Dr. Michelle Harrison

Dr. Michelle Harrison is a Research Assistant Professor and Director of the Health & Integrative Physiology (HIP) Laboratory. Dr. Harrison received her B.S. in Medical Laboratory Science from the University of British Columbia in Canada and then worked in a clinical laboratory setting for many years as a Medical Laboratory Technologist. A personal interest in the associations between lifestyle behaviors, such as exercise and nutrition, and risk of chronic disease motivated her to return to graduate school, so she pursued her M.S. and Ph.D. in Exercise Science here at the University of Texas at Austin. Currently, Dr. Harrison manages and supervises graduate student, biochemistry-related research activities in the HIP lab and pursues her own research interests.
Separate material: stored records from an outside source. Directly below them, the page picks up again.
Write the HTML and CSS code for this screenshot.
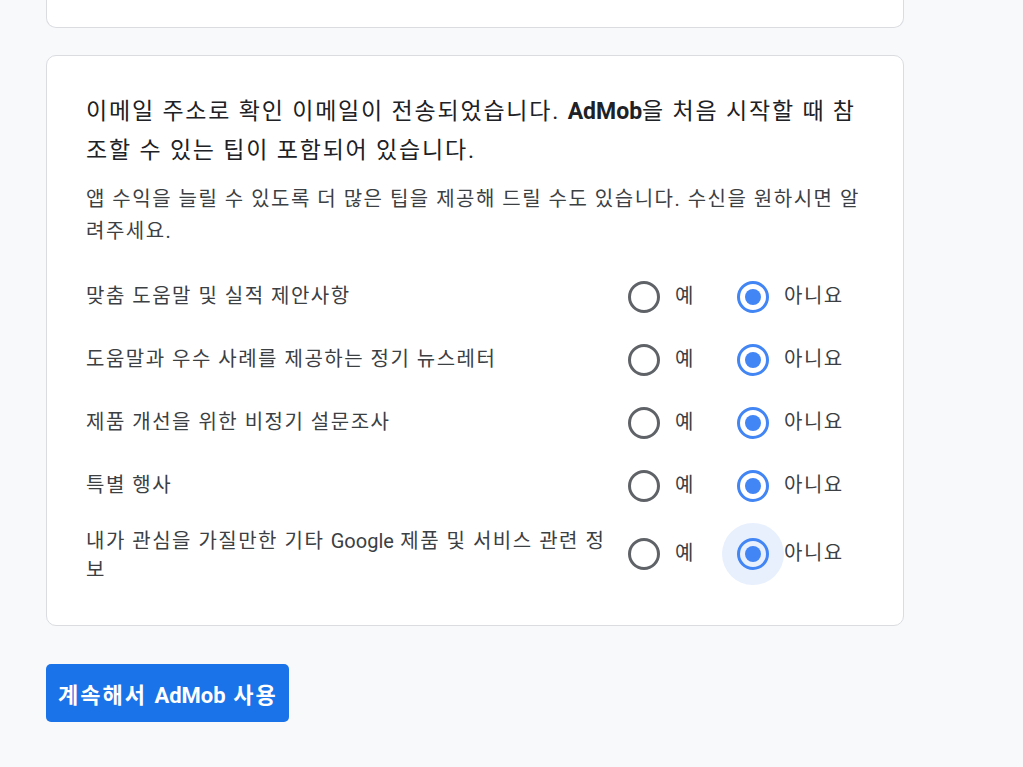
FILE: index.html
```html
<!DOCTYPE html>
<html lang="ko">
<head>
<meta charset="utf-8">
<link rel="stylesheet" href="styles.css">
</head>
<body>
<main class="page">
  <div class="card card-prev"></div>
  <section class="card card-main">
    <p class="lead">이메일 주소로 확인 이메일이 전송되었습니다. <b class="latin">AdMob</b>을 처음 시작할 때 참조할 수 있는 팁이 포함되어 있습니다.</p>
    <p class="sub">앱 수익을 늘릴 수 있도록 더 많은 팁을 제공해 드릴 수도 있습니다. 수신을 원하시면 알려주세요.</p>
    <div class="rows">
      <div class="row">
        <div class="label">맞춤 도움말 및 실적 제안사항</div>
        <div class="opt"><span class="radio"></span><span class="opt-text">예</span></div>
        <div class="opt"><span class="radio on"></span><span class="opt-text">아니요</span></div>
      </div>
      <div class="row">
        <div class="label">도움말과 우수 사례를 제공하는 정기 뉴스레터</div>
        <div class="opt"><span class="radio"></span><span class="opt-text">예</span></div>
        <div class="opt"><span class="radio on"></span><span class="opt-text">아니요</span></div>
      </div>
      <div class="row">
        <div class="label">제품 개선을 위한 비정기 설문조사</div>
        <div class="opt"><span class="radio"></span><span class="opt-text">예</span></div>
        <div class="opt"><span class="radio on"></span><span class="opt-text">아니요</span></div>
      </div>
      <div class="row">
        <div class="label">특별 행사</div>
        <div class="opt"><span class="radio"></span><span class="opt-text">예</span></div>
        <div class="opt"><span class="radio on"></span><span class="opt-text">아니요</span></div>
      </div>
      <div class="row row-last">
        <div class="label">내가 관심을 가질만한 기타 <span class="latin">Google</span> 제품 및 서비스 관련 정보</div>
        <div class="opt"><span class="radio"></span><span class="opt-text">예</span></div>
        <div class="opt"><span class="radio on focus"></span><span class="opt-text">아니요</span></div>
      </div>
    </div>
  </section>
  <button class="primary">계속해서 <span class="latin">AdMob</span> 사용</button>
</main>
</body>
</html>
```
FILE: styles.css
```css
html, body {
  margin: 0;
  padding: 0;
  background: #f8f9fa;
}
body {
  font-family: Roboto, "Noto Sans CJK KR", sans-serif;
  color: #3c4043;
}
.page {
  width: 858px;
  margin-left: 46px;
  display: flex;
  flex-direction: column;
  align-items: flex-start;
}
.card {
  box-sizing: border-box;
  width: 858px;
  background: #fff;
  border: 1px solid #dadce0;
}
.card-prev {
  height: 28px;
  border-top: none;
  border-radius: 0 0 10px 10px;
}
.card-main {
  margin-top: 27px;
  border-radius: 10px;
  padding: 36px 39px 40px 39px;
}
.latin {
  letter-spacing: 0;
}
.lead {
  margin: 0;
  font-size: 23px;
  line-height: 39px;
  letter-spacing: 1.8px;
  color: #202124;
}
.lead b {
  font-weight: 700;
}
.sub {
  margin: 13px 0 0 0;
  font-size: 20px;
  line-height: 32px;
  letter-spacing: 1.5px;
  color: #3c4043;
}
.rows {
  margin-top: 18px;
  display: flex;
  flex-direction: column;
}
.row {
  display: grid;
  grid-template-columns: 527px 109px 1fr;
  align-items: center;
  min-height: 63px;
}
.row-last {
  margin-top: 5px;
}
.label {
  font-size: 20px;
  line-height: 29px;
  letter-spacing: 1.5px;
}
.row-last .label {
  padding-top: 4px;
}
.opt {
  display: flex;
  align-items: center;
}
.radio {
  position: relative;
  width: 62px;
  height: 62px;
  flex: none;
  border-radius: 50%;
}
.radio::before {
  content: "";
  position: absolute;
  left: 15px;
  top: 15px;
  width: 32px;
  height: 32px;
  box-sizing: border-box;
  border: 3px solid #5f6368;
  border-radius: 50%;
}
.radio.on::before {
  border-color: #4285f4;
}
.radio.on::after {
  content: "";
  position: absolute;
  left: 23px;
  top: 23px;
  width: 16px;
  height: 16px;
  border-radius: 50%;
  background: #4285f4;
}
.radio.focus {
  background: #e8f0fe;
}
.opt-text {
  font-size: 20px;
  line-height: 29px;
  letter-spacing: 1.5px;
  color: #3c4043;
}
.primary {
  margin-top: 38px;
  height: 58px;
  padding: 0 11px 0 12px;
  border: none;
  border-radius: 5px;
  background: #1a73e8;
  color: #fff;
  font-family: Roboto, "Noto Sans CJK KR", sans-serif;
  font-size: 22px;
  font-weight: 700;
  letter-spacing: 2px;
  cursor: pointer;
}
```
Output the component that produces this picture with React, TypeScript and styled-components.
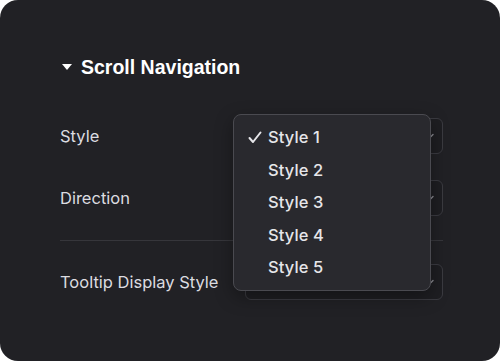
import React from "react";
import styled, { createGlobalStyle } from "styled-components";

const GlobalStyle = createGlobalStyle`
  html, body {
    margin: 0;
    padding: 0;
    background: #ffffff;
  }
  body {
    font-family: Inter, "Noto Sans", "Liberation Sans", sans-serif;
    -webkit-font-smoothing: antialiased;
  }
`;

const Card = styled.div`
  width: 500px;
  height: 361px;
  box-sizing: border-box;
  background: #212125;
  border-radius: 18px;
  padding: 56px 57px 0 60px;
  display: flex;
  flex-direction: column;
`;

const Header = styled.div`
  display: flex;
  align-items: center;
  gap: 9px;
  height: 22px;
  color: #ffffff;
  font-family: "Liberation Sans", Arial, sans-serif;
  font-size: 19.5px;
  font-weight: 700;
`;

const Caret = styled.span`
  width: 0;
  height: 0;
  margin-left: 2px;
  border-left: 5.5px solid transparent;
  border-right: 5.5px solid transparent;
  border-top: 6px solid #ffffff;
`;

const Rows = styled.div`
  margin-top: 40px;
  display: flex;
  flex-direction: column;
`;

const Row = styled.div<{ $gap?: number }>`
  display: flex;
  align-items: center;
  justify-content: space-between;
  height: 36px;
  margin-top: ${(p) => p.$gap ?? 0}px;
`;

const Label = styled.span`
  color: #dcdce0;
  font-size: 16.5px;
  font-weight: 400;
`;

const SelectWrap = styled.div`
  position: relative;
  width: 198px;
  height: 36px;
`;

const SelectBox = styled.div`
  width: 100%;
  height: 100%;
  box-sizing: border-box;
  border: 1px solid #3b3b41;
  border-radius: 6px;
  background: #1e1e22;
  display: flex;
  align-items: center;
  justify-content: flex-end;
  padding-right: 8px;
  color: #8a8a90;
`;

const Divider = styled.div`
  height: 1px;
  background: #36363b;
  margin-top: 24px;
`;

const Menu = styled.ul`
  position: absolute;
  left: -12px;
  top: -4px;
  width: 198px;
  margin: 0;
  padding: 6px 0 6px;
  list-style: none;
  box-sizing: border-box;
  background: #29292e;
  border: 1px solid #4a4a50;
  border-radius: 8px;
  box-shadow: 0 6px 18px rgba(0, 0, 0, 0.35);
  z-index: 2;
`;

const Item = styled.li`
  display: flex;
  align-items: center;
  height: 32.5px;
  padding-left: 14px;
  color: #e6e6ea;
  font-size: 16.5px;
  font-weight: 500;
  letter-spacing: 0.1px;
`;

const CheckSlot = styled.span`
  width: 20px;
  display: flex;
  align-items: center;
`;

const Check = () => (
  <svg width="14" height="13" viewBox="0 0 14 13" fill="none">
    <path d="M1.5 7 L5 11 L12.5 1.5" stroke="#e6e6ea" strokeWidth="2" strokeLinecap="round" strokeLinejoin="round" />
  </svg>
);

const Chevron = () => (
  <svg width="8" height="6" viewBox="0 0 8 6" fill="none">
    <path d="M1 1.5 L4 4.5 L7 1.5" stroke="#8a8a90" strokeWidth="1.4" strokeLinecap="round" strokeLinejoin="round" />
  </svg>
);

const options = ["Style 1", "Style 2", "Style 3", "Style 4", "Style 5"];

export default function App() {
  return (
    <>
      <GlobalStyle />
      <Card>
        <Header>
          <Caret />
          Scroll Navigation
        </Header>
        <Rows>
          <Row>
            <Label>Style</Label>
            <SelectWrap>
              <SelectBox>
                <Chevron />
              </SelectBox>
              <Menu>
                {options.map((o, i) => (
                  <Item key={o}>
                    <CheckSlot>{i === 0 && <Check />}</CheckSlot>
                    {o}
                  </Item>
                ))}
              </Menu>
            </SelectWrap>
          </Row>
          <Row $gap={26}>
            <Label>Direction</Label>
            <SelectWrap>
              <SelectBox>
                <Chevron />
              </SelectBox>
            </SelectWrap>
          </Row>
          <Divider />
          <Row $gap={23}>
            <Label>Tooltip Display Style</Label>
            <SelectWrap>
              <SelectBox>
                <Chevron />
              </SelectBox>
            </SelectWrap>
          </Row>
        </Rows>
      </Card>
    </>
  );
}
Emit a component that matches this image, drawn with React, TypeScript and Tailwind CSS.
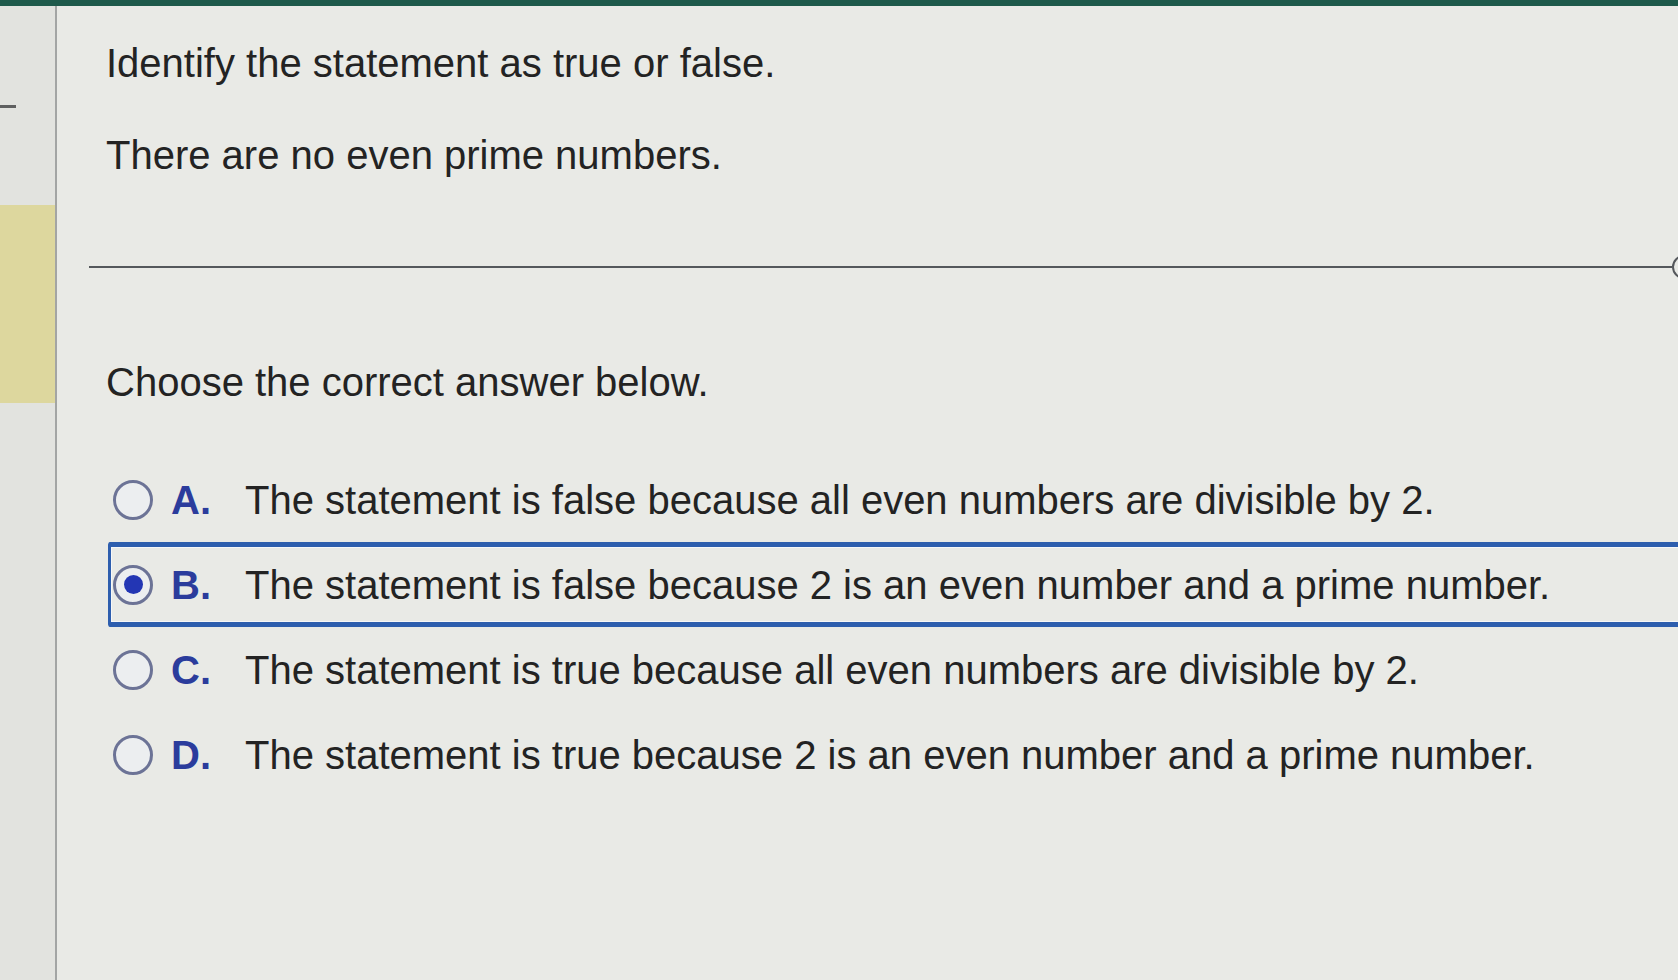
import { type ReactNode } from 'react'

type Option = { key: string; text: string }

const OPTIONS: Option[] = [
  { key: 'A', text: 'The statement is false because all even numbers are divisible by 2.' },
  { key: 'B', text: 'The statement is false because 2 is an even number and a prime number.' },
  { key: 'C', text: 'The statement is true because all even numbers are divisible by 2.' },
  { key: 'D', text: 'The statement is true because 2 is an even number and a prime number.' },
]

const SELECTED = 'B'

function Radio({ checked }: { checked: boolean }) {
  return (
    <span className="flex h-[40px] w-[40px] shrink-0 items-center justify-center rounded-full border-[3px] border-[#6c7396] bg-[#eceef0]">
      {checked && <span className="h-[19px] w-[19px] rounded-full bg-[#2336b4]" />}
    </span>
  )
}

function Line({ children, className = '' }: { children: ReactNode; className?: string }) {
  return <p className={`pl-[17px] text-[40px] leading-[48px] text-[#232323] ${className}`}>{children}</p>
}

export default function App() {
  return (
    <div className="h-[980px] w-[1678px] overflow-hidden bg-[#e9eae6] font-['Liberation_Sans',Arial,sans-serif]">
      <div className="h-[6px] bg-[#1e5a4b]" />
      <div className="flex h-[974px]">
        {/* left rail */}
        <aside className="flex w-[57px] shrink-0 flex-col border-r-2 border-[#a3a5a4] bg-[#e2e3df]">
          <div className="mt-[99px] h-[3px] w-[16px] bg-[#5f6060]" />
          <div className="mt-[97px] h-[198px] w-full bg-[#ddd79e]" />
        </aside>

        <main className="flex min-w-0 flex-1 flex-col overflow-hidden pl-[32px]">
          <Line className="mt-[33px]">Identify the statement as true or false.</Line>
          <Line className="mt-[44px]">There are no even prime numbers.</Line>

          {/* divider with handle */}
          <div className="mt-[76px] flex items-center">
            <div className="h-[2px] flex-1 bg-[#55585c]" />
            <span className="-mr-[18px] h-[24px] w-[24px] shrink-0 rounded-full border-2 border-[#55585c]" />
          </div>

          <Line className="mt-[79px]">Choose the correct answer below.</Line>

          <div className="mt-[51px] flex flex-col pl-[19px]">
            {OPTIONS.map((o) => {
              const on = o.key === SELECTED
              return (
                <div
                  key={o.key}
                  className={`flex h-[85px] w-[1620px] items-center rounded-[3px] border-y-[5px] border-l-[3px] pl-[2px] ${
                    on
                      ? 'border-[#2d5eae] shadow-[inset_0_0_0_1px_#f6f7f8]'
                      : 'border-transparent'
                  }`}
                >
                  <Radio checked={on} />
                  <span className="ml-[18px] w-[74px] shrink-0 text-[40px] font-bold leading-none text-[#2b3c9c]">
                    {o.key}.
                  </span>
                  <span className="whitespace-nowrap text-[40px] leading-none text-[#232323]">{o.text}</span>
                </div>
              )
            })}
          </div>
        </main>
      </div>
    </div>
  )
}
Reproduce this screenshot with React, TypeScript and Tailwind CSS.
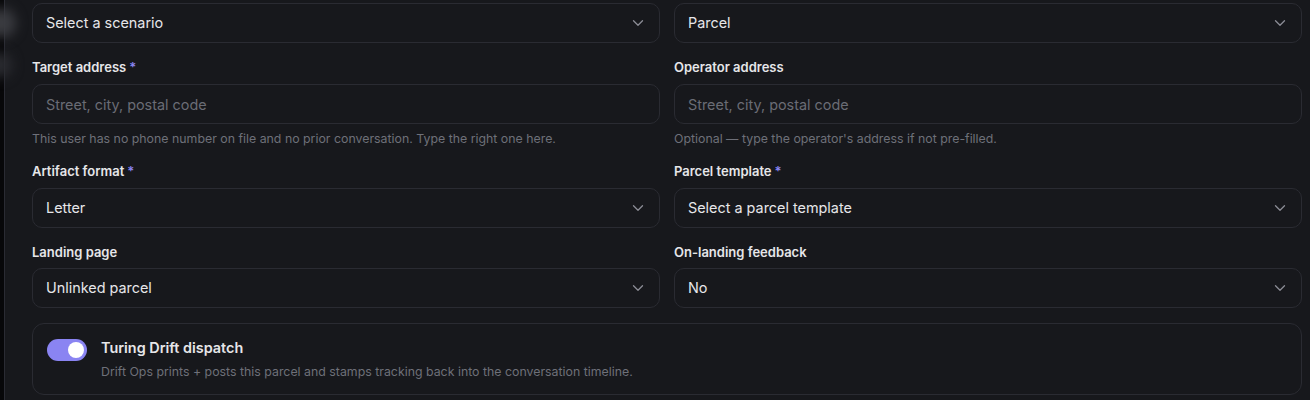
import { ChevronDown } from 'lucide-react'

type SelectProps = { value: string }

const Select = ({ value }: SelectProps) => (
    <button
        type="button"
        className="flex h-10 w-full items-center justify-between rounded-[10px] border border-[#2a2b32] bg-[#17181c] pl-[13px] pr-3 text-left text-[14.4px] text-[#e6e6e9]"
    >
        <span>{value}</span>
        <ChevronDown size={18} strokeWidth={1.75} className="text-[#8b8c95]" />
    </button>
)

const Label = ({ text, required }: { text: string; required?: boolean }) => (
    <label className="mb-2 block h-[18px] text-[13px] font-semibold leading-[18px] text-[#e6e6e9]">
        {text}
        {required && <span className="ml-[3px] text-[#8a84f2]">*</span>}
    </label>
)

const AddressInput = ({ help }: { help: string }) => (
    <div>
        <input
            type="text"
            placeholder="Street, city, postal code"
            className="h-10 w-full rounded-[10px] border border-[#2a2b32] bg-[#17181c] px-[13px] text-[14.4px] text-[#e6e6e9] placeholder:text-[#6a6c75] focus:outline-none"
        />
        <p className="mt-[6px] text-[12.35px] leading-[17px] text-[#6e7079]">{help}</p>
    </div>
)

export default function App() {
    return (
        <div
            className="flex h-[400px] w-full overflow-hidden bg-[#070709]"
            style={{ fontFamily: 'Inter, "Noto Sans", sans-serif' }}
        >
            {/* blurred backdrop peeking out behind the drawer */}
            <div className="relative w-[4px] shrink-0">
                <div className="absolute -left-[14px] top-[8px] h-[30px] w-[30px] rounded-full bg-[#3a3b40] blur-[6px]" />
                <div className="absolute -left-[14px] top-[52px] h-[26px] w-[26px] rounded-full bg-[#2a2b30] blur-[6px]" />
            </div>

            <div className="flex-1 border-l border-[#2a2b33] bg-[#17181c] pl-[27px] pr-2 pt-[3px]">
                <div className="grid grid-cols-2 gap-x-[14px] gap-y-[15px]">
                    <Select value="Select a scenario" />
                    <Select value="Parcel" />

                    <div>
                        <Label text="Target address" required />
                        <AddressInput help="This user has no phone number on file and no prior conversation. Type the right one here." />
                    </div>
                    <div>
                        <Label text="Operator address" />
                        <AddressInput help="Optional — type the operator's address if not pre-filled." />
                    </div>

                    <div>
                        <Label text="Artifact format" required />
                        <Select value="Letter" />
                    </div>
                    <div>
                        <Label text="Parcel template" required />
                        <Select value="Select a parcel template" />
                    </div>

                    <div>
                        <Label text="Landing page" />
                        <div className="-mt-px">
                            <Select value="Unlinked parcel" />
                        </div>
                    </div>
                    <div>
                        <Label text="On-landing feedback" />
                        <div className="-mt-px">
                            <Select value="No" />
                        </div>
                    </div>
                </div>

                <div className="mt-[15px] flex h-[72px] items-start gap-[14px] rounded-xl border border-[#2a2b32] bg-[#17181c] px-[14px] pt-[14px]">
                    <button
                        type="button"
                        className="mt-[1px] flex h-[22px] w-10 shrink-0 items-center justify-end rounded-full bg-[#8a84f2] px-[3px]"
                    >
                        <span className="h-4 w-4 rounded-full bg-white" />
                    </button>
                    <div>
                        <div className="text-[14.4px] font-semibold leading-5 text-[#e6e6e9]">Turing Drift dispatch</div>
                        <div className="mt-[6px] text-[12.35px] leading-4 text-[#6e7079]">
                            Drift Ops prints + posts this parcel and stamps tracking back into the conversation timeline.
                        </div>
                    </div>
                </div>
            </div>
        </div>
    )
}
Dr. Harrison’s global research objective is to identify specific biomarker ‘signatures’ that are predictive of the prognosis and/or progression of disease. Her current focus is on investigating mechanisms that are involved in the altered neuro-cardiovascular responses to exercise along with the development of neuropathy in diabetes.

Dr. MacKenzie Howard

Dr. MacKenzie Howard is an Assistant Professor of Neurology and the Director of the Howard Neuro Lab.  Dr. Howard received his B.A. in Biology from Lewis and Clark College in Portland, Oregon. During and after his undergraduate years, he narrowed his focus to neuroscience while working on research projects in labs at Oregon Health Sciences University, University of Miami, and University of Colorado Health Sciences Center. He then joined Ed Rubel’s lab in the Department of Physiology and Biophysics at the University of Washington and completed his dissertation studying how the development and integration of excitatory and inhibitory inputs with intrinsic neuronal properties allows for neural processing of auditory information. Dr. Howard completed two postdoctoral fellowships at UCSF, shifting his focus to the cellular and circuit mechanisms of synaptic plasticity and connectivity in epilepsy and neurodevelopmental disease. In 2017, Dr. Howard joined the UT faculty. The overall goal of his research is to discover the causative cellular and neural circuit changes linking neurological disease mutations with cognitive deficits. He uses molecular genetic manipulations with a variety in vitro and in vivo electrophysiological, imaging, and behavioral techniques to study neural activity at the level of single cells, cell subtypes, and circuits.